Hamlet's main objective in staging "The Murder of Gonzago" is to show Claudius that he is aware of his murderous act. Hamlet hopes to evoke in Claudius an incriminating response and to inspire fear in him. The players and Hamlet speak of the efficacy of the Classical Greek tragedies. This conversation emphasizes how significant great works of drama are in providing archetypes and universal metaphors. Even the characters within a play, in this case within Shakespeare's play Hamlet notice the importance of play-acting.
Hamlet, however, is caught up in the melodrama. In his soliloquy at the end of Act II, scene ii, he wonders how actors can feign emotion so well. "Is it not monstrous that this player here, / But in a fiction, in a dream of passion, / Could force his soul so to his own conceit / That from her working all his visage wan'd; / Tears in his eyes...and all for nothing!" (II, ii, 534-540).

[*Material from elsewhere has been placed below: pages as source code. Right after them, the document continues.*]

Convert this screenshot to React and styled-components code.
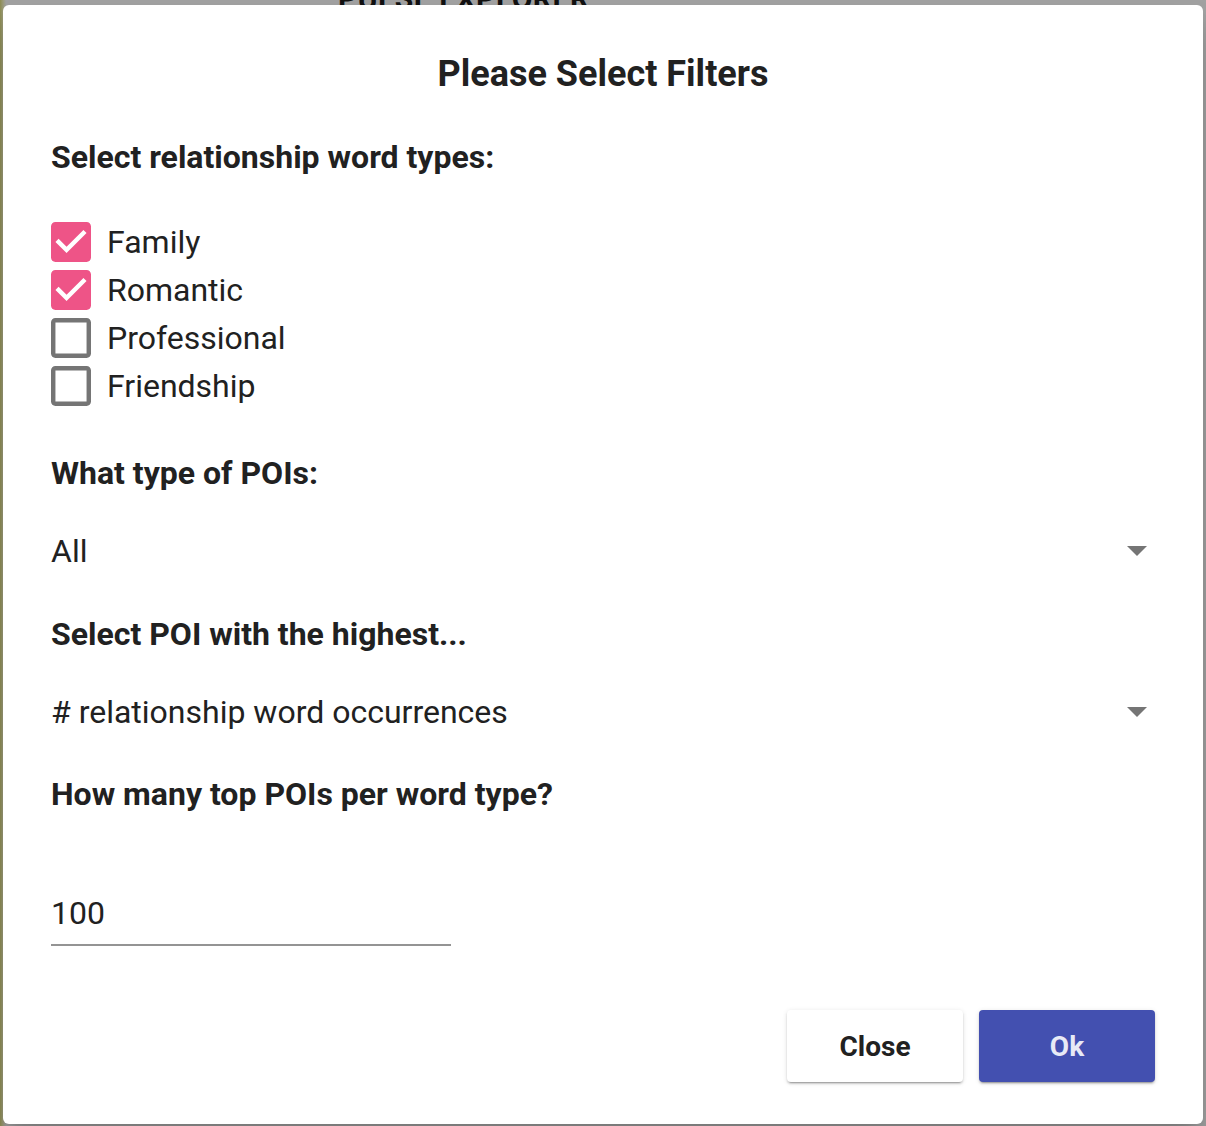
import React, { useState } from 'react';
import styled, { createGlobalStyle } from 'styled-components';

const GlobalStyle = createGlobalStyle`
  html, body {
    margin: 0;
    padding: 0;
  }
  body {
    font-family: Roboto, "Liberation Sans", Arial, sans-serif;
    background: #a2a2a2;
    overflow: hidden;
  }
`;

const Page = styled.div`
  position: relative;
  width: 1206px;
  height: 1126px;
  background: linear-gradient(to right, #8e8d52 0px, #9b9b7a 3px, #a2a2a2 6px);
  overflow: hidden;
`;

const BehindTitle = styled.div`
  position: absolute;
  top: -19px;
  left: 338px;
  font-size: 30px;
  font-weight: 700;
  letter-spacing: 0.5px;
  color: #111;
`;

const Backdrop = styled.div`
  position: absolute;
  inset: 0;
  display: flex;
  justify-content: center;
  padding-top: 5px;
`;

const Dialog = styled.div`
  width: 1200px;
  height: 1119px;
  box-sizing: border-box;
  background: #fff;
  border-radius: 6px;
  box-shadow: 0 11px 15px -7px rgba(0, 0, 0, 0.2), 0 24px 38px 3px rgba(0, 0, 0, 0.14);
  display: flex;
  flex-direction: column;
  padding: 0 48px;
`;

const Title = styled.h2`
  margin: 0;
  padding: 49px 0 43px;
  text-align: center;
  font-size: 36px;
  line-height: 40px;
  font-weight: 700;
  color: #212121;
`;

const Label = styled.div`
  font-size: 32px;
  line-height: 40px;
  font-weight: 700;
  color: #212121;
  margin-top: ${(p) => p.$top || 0}px;
`;

const CheckList = styled.div`
  display: flex;
  flex-direction: column;
  gap: 8px;
  margin-top: 45px;
`;

const CheckRow = styled.label`
  display: flex;
  align-items: center;
  gap: 16px;
  cursor: pointer;
`;

const BoxIcon = styled.svg`
  display: block;
  width: 40px;
  height: 40px;
  flex: none;
`;

const ItemText = styled.span`
  font-size: 32px;
  line-height: 40px;
  color: #212121;
`;

const SelectBox = styled.div`
  display: flex;
  align-items: center;
  justify-content: space-between;
  height: 56px;
  margin-top: ${(p) => p.$top || 0}px;
  padding-right: 8px;
  font-size: 32px;
  color: #212121;
  cursor: pointer;
`;

const NumberField = styled.input`
  width: 400px;
  margin-top: 79px;
  padding: 0 0 11px;
  border: none;
  border-bottom: 2px solid #949494;
  outline: none;
  font-family: inherit;
  font-size: 32px;
  line-height: 40px;
  color: #212121;
  background: transparent;
`;

const Actions = styled.div`
  margin-top: auto;
  display: flex;
  justify-content: flex-end;
  gap: 16px;
  padding-bottom: 42px;
`;

const Button = styled.button`
  width: 176px;
  height: 72px;
  border: none;
  border-radius: 4px;
  font-family: inherit;
  font-size: 28px;
  font-weight: 700;
  cursor: pointer;
  background: ${(p) => (p.$primary ? '#4350b0' : '#fff')};
  color: ${(p) => (p.$primary ? '#e8eaf6' : '#212121')};
  box-shadow: 0 3px 1px -2px rgba(0, 0, 0, 0.2), 0 2px 2px 0 rgba(0, 0, 0, 0.14),
    0 1px 5px 0 rgba(0, 0, 0, 0.12);
`;

// material checkbox glyphs, cropped to the 18x18 box
const CheckBox = ({ on }) => (
  <BoxIcon viewBox="3 3 18 18">
    {on ? (
      <path
        fill="#ee5487"
        d="M19 3H5c-1.11 0-2 .9-2 2v14c0 1.1.89 2 2 2h14c1.11 0 2-.9 2-2V5c0-1.1-.89-2-2-2zm-9 14l-5-5 1.41-1.41L10 14.17l7.59-7.59L19 8l-9 9z"
      />
    ) : (
      <path
        fill="#757575"
        d="M19 5v14H5V5h14m0-2H5c-1.1 0-2 .9-2 2v14c0 1.1.9 2 2 2h14c1.1 0 2-.9 2-2V5c0-1.1-.9-2-2-2z"
      />
    )}
  </BoxIcon>
);

const Arrow = () => (
  <svg width="20" height="10" viewBox="0 0 20 10">
    <path d="M0 0h20L10 10z" fill="#757575" />
  </svg>
);

const types = ['Family', 'Romantic', 'Professional', 'Friendship'];

export default function App() {
  const [checked, setChecked] = useState({ Family: true, Romantic: true });
  const [count, setCount] = useState('100');

  return (
    <Page>
      <GlobalStyle />
      <BehindTitle>PULSE EXPLORER</BehindTitle>
      <Backdrop>
        <Dialog>
          <Title>Please Select Filters</Title>
          <Label>Select relationship word types:</Label>
          <CheckList>
            {types.map((t) => (
              <CheckRow key={t} onClick={() => setChecked({ ...checked, [t]: !checked[t] })}>
                <CheckBox on={!!checked[t]} />
                <ItemText>{t}</ItemText>
              </CheckRow>
            ))}
          </CheckList>
          <Label $top={47}>What type of POIs:</Label>
          <SelectBox $top={30}>
            <span>All</span>
            <Arrow />
          </SelectBox>
          <Label $top={35}>Select POI with the highest...</Label>
          <SelectBox $top={30}>
            <span># relationship word occurrences</span>
            <Arrow />
          </SelectBox>
          <Label $top={34}>How many top POIs per word type?</Label>
          <NumberField value={count} onChange={(e) => setCount(e.target.value)} />
          <Actions>
            <Button>Close</Button>
            <Button $primary>Ok</Button>
          </Actions>
        </Dialog>
      </Backdrop>
    </Page>
  );
}
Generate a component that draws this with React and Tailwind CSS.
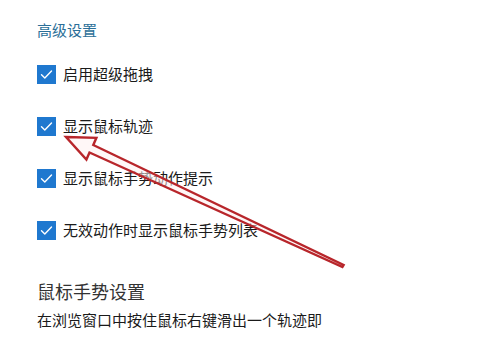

This idea that the play, and life as an extension of the play, is "all for nothing" is a theme common to both Hamlet and Rosencrantz and Guildenstern are Dead. In Shakespeare's Hamlet, the characters Rosencrantz and Guildenstern are minor, interchangeable, and enigmatic. Stoppard elevates them to center stage with his play, but in doing so reiterates their relative insignificance to the world at large, and even to the action in the play. In fact, there is very little action in Rosencrantz and Guildenstern are Dead.
In Act 1, Scene ii, the Players or Tragedians make their first appearance in the play. The Players speak of their profession, which in Stoppard's play includes pimping. Guildenstern, who is more thoughtful than his companion Rosencrantz, finds the various sexual acts and favors to signify nothing truly meaningful. Throughout Rosencrantz and Guildenstern are Dead, Guildenstern endeavors to find meaning in various insignificant and mundane things like coin tosses, but fails to do so.
The Players further disappoint him and fail to provide for Guildenstern a clear sign imparting some kind of existential meaning to his life. The Players in Shakespeare's Hamlet mirror the murder of his father by Claudius, whereas in Rosencrantz and Guildenstern are Dead, the Players mirror only the confusion and senselessness felt by its main characters. The play represents farce. For Hamlet, the play has the potential of making life more real and more certain.
By staging "The Murder of Gonzago" for Claudius, Hamlet solidifies the homicide; he makes it real to both himself and to his uncle. The play essentially eliminates denial. "The play's the thing / Wherein I'll catch the conscience of the King," (II, ii, 589-590). In Rosencrantz and Guildenstern are Dead, however, the play has the.